DATA PROVIDED
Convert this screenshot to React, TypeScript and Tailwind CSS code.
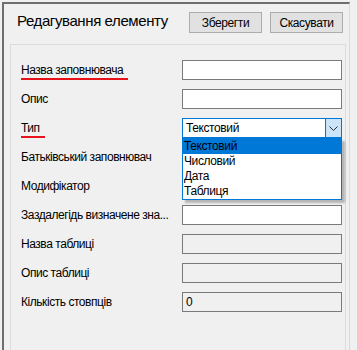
import React from "react";

const font = { fontFamily: '"Liberation Sans", Arial, sans-serif' };

function Row({
  label,
  underline,
  children,
}: {
  label: string;
  underline?: number;
  children: React.ReactNode;
}) {
  return (
    <div className="flex items-center h-[20px]">
      <div className="relative w-[161px] pr-[2px] text-[12px] leading-[14px] tracking-[-0.45px] text-black whitespace-nowrap">
        <div>{label}</div>
        {underline ? (
          <div
            className="absolute left-0 top-[15px] h-[2px] bg-[#e8121a]"
            style={{ width: underline }}
          />
        ) : null}
      </div>
      {children}
    </div>
  );
}

function Input({
  disabled,
  value,
}: {
  disabled?: boolean;
  value?: string;
}) {
  return (
    <div
      className={
        "w-[160px] h-[20px] border border-[#7a7a7a] text-[12px] leading-[18px] px-[3px] text-black " +
        (disabled ? "bg-[#f0f0f0]" : "bg-white")
      }
    >
      {value}
    </div>
  );
}

export default function App() {
  return (
    <div
      className="w-[357px] h-[350px] bg-[#f0f0f0] overflow-hidden"
      style={font}
    >
      <div className="ml-[2px] mt-[2px] w-[348px] h-[360px] border-l-2 border-t-2 border-r border-l-[#6e6e6e] border-t-[#6e6e6e] border-r-[#dadada] flex flex-col">
        <div className="h-[40px] flex items-start pt-[8px] pl-[13px] pr-[6px]">
          <div className="text-[15px] leading-[20px] mt-[-1px] tracking-[-0.4px] text-black flex-1">
            Редагування елементу
          </div>
          <button className="w-[73px] h-[21px] bg-[#e1e1e1] border border-[#adadad] text-[12px] leading-[18px] tracking-[-0.4px] text-black mr-[8px]">
            Зберегти
          </button>
          <button className="w-[73px] h-[21px] bg-[#e1e1e1] border border-[#adadad] text-[12px] leading-[18px] tracking-[-0.4px] text-black">
            Скасувати
          </button>
        </div>
        <div className="relative ml-[6px] w-[336px] flex-1 border-l border-t border-r border-[#dcdcdc] pt-[15px] pl-[10px] flex flex-col gap-[9px]">
          <Row label="Назва заповнювача" underline={107}>
            <Input />
          </Row>
          <Row label="Опис">
            <Input />
          </Row>
          <Row label="Тип" underline={24}>
            <div className="w-[160px] h-[20px] border border-[#0078d7] bg-white flex">
              <div className="flex-1 text-[12px] leading-[18px] px-[3px] tracking-[-0.4px] text-black">
                Текстовий
              </div>
              <div className="w-[16px] h-[18px] bg-[#cce4f7] border-l border-[#0078d7] flex items-center justify-center">
                <svg width="9" height="5" viewBox="0 0 9 5">
                  <path d="M0.5 0.5 L4.5 4.5 L8.5 0.5" fill="none" stroke="#333" strokeWidth="1" />
                </svg>
              </div>
            </div>
          </Row>
          <Row label="Батьківський заповнювач">
            <Input />
          </Row>
          <Row label="Модифікатор">
            <Input />
          </Row>
          <Row label="Заздалегідь визначене зна...">
            <Input />
          </Row>
          <Row label="Назва таблиці">
            <Input disabled />
          </Row>
          <Row label="Опис таблиці">
            <Input disabled />
          </Row>
          <Row label="Кількість стовпців">
            <Input disabled value="0" />
          </Row>

          <div className="absolute left-[171px] top-[93px] w-[160px] h-[62px] border border-[#0078d7] bg-white shadow-[3px_3px_2px_rgba(0,0,0,0.25)] text-[12px] tracking-[-0.4px] text-black">
            <div className="h-[15px] leading-[15px] px-[1px] bg-[#0078d7]">Текстовий</div>
            <div className="h-[15px] leading-[15px] px-[1px]">Числовий</div>
            <div className="h-[15px] leading-[15px] px-[1px]">Дата</div>
            <div className="h-[15px] leading-[15px] px-[1px]">Таблиця</div>
          </div>
        </div>
      </div>
    </div>
  );
}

TASK REQUIREMENTS
Transcribe each line above verbatim, with the pictures left out.

ANSWER IN FULL
Convert this screenshot to React, TypeScript and Tailwind CSS code.
import React from "react";

const font = { fontFamily: '"Liberation Sans", Arial, sans-serif' };

function Row({
  label,
  underline,
  children,
}: {
  label: string;
  underline?: number;
  children: React.ReactNode;
}) {
  return (
    <div className="flex items-center h-[20px]">
      <div className="relative w-[161px] pr-[2px] text-[12px] leading-[14px] tracking-[-0.45px] text-black whitespace-nowrap">
        <div>{label}</div>
        {underline ? (
          <div
            className="absolute left-0 top-[15px] h-[2px] bg-[#e8121a]"
            style={{ width: underline }}
          />
        ) : null}
      </div>
      {children}
    </div>
  );
}

function Input({
  disabled,
  value,
}: {
  disabled?: boolean;
  value?: string;
}) {
  return (
    <div
      className={
        "w-[160px] h-[20px] border border-[#7a7a7a] text-[12px] leading-[18px] px-[3px] text-black " +
        (disabled ? "bg-[#f0f0f0]" : "bg-white")
      }
    >
      {value}
    </div>
  );
}

export default function App() {
  return (
    <div
      className="w-[357px] h-[350px] bg-[#f0f0f0] overflow-hidden"
      style={font}
    >
      <div className="ml-[2px] mt-[2px] w-[348px] h-[360px] border-l-2 border-t-2 border-r border-l-[#6e6e6e] border-t-[#6e6e6e] border-r-[#dadada] flex flex-col">
        <div className="h-[40px] flex items-start pt-[8px] pl-[13px] pr-[6px]">
          <div className="text-[15px] leading-[20px] mt-[-1px] tracking-[-0.4px] text-black flex-1">
            Редагування елементу
          </div>
          <button className="w-[73px] h-[21px] bg-[#e1e1e1] border border-[#adadad] text-[12px] leading-[18px] tracking-[-0.4px] text-black mr-[8px]">
            Зберегти
          </button>
          <button className="w-[73px] h-[21px] bg-[#e1e1e1] border border-[#adadad] text-[12px] leading-[18px] tracking-[-0.4px] text-black">
            Скасувати
          </button>
        </div>
        <div className="relative ml-[6px] w-[336px] flex-1 border-l border-t border-r border-[#dcdcdc] pt-[15px] pl-[10px] flex flex-col gap-[9px]">
          <Row label="Назва заповнювача" underline={107}>
            <Input />
          </Row>
          <Row label="Опис">
            <Input />
          </Row>
          <Row label="Тип" underline={24}>
            <div className="w-[160px] h-[20px] border border-[#0078d7] bg-white flex">
              <div className="flex-1 text-[12px] leading-[18px] px-[3px] tracking-[-0.4px] text-black">
                Текстовий
              </div>
              <div className="w-[16px] h-[18px] bg-[#cce4f7] border-l border-[#0078d7] flex items-center justify-center">
                <svg width="9" height="5" viewBox="0 0 9 5">
                  <path d="M0.5 0.5 L4.5 4.5 L8.5 0.5" fill="none" stroke="#333" strokeWidth="1" />
                </svg>
              </div>
            </div>
          </Row>
          <Row label="Батьківський заповнювач">
            <Input />
          </Row>
          <Row label="Модифікатор">
            <Input />
          </Row>
          <Row label="Заздалегідь визначене зна...">
            <Input />
          </Row>
          <Row label="Назва таблиці">
            <Input disabled />
          </Row>
          <Row label="Опис таблиці">
            <Input disabled />
          </Row>
          <Row label="Кількість стовпців">
            <Input disabled value="0" />
          </Row>

          <div className="absolute left-[171px] top-[93px] w-[160px] h-[62px] border border-[#0078d7] bg-white shadow-[3px_3px_2px_rgba(0,0,0,0.25)] text-[12px] tracking-[-0.4px] text-black">
            <div className="h-[15px] leading-[15px] px-[1px] bg-[#0078d7]">Текстовий</div>
            <div className="h-[15px] leading-[15px] px-[1px]">Числовий</div>
            <div className="h-[15px] leading-[15px] px-[1px]">Дата</div>
            <div className="h-[15px] leading-[15px] px-[1px]">Таблиця</div>
          </div>
        </div>
      </div>
    </div>
  );
}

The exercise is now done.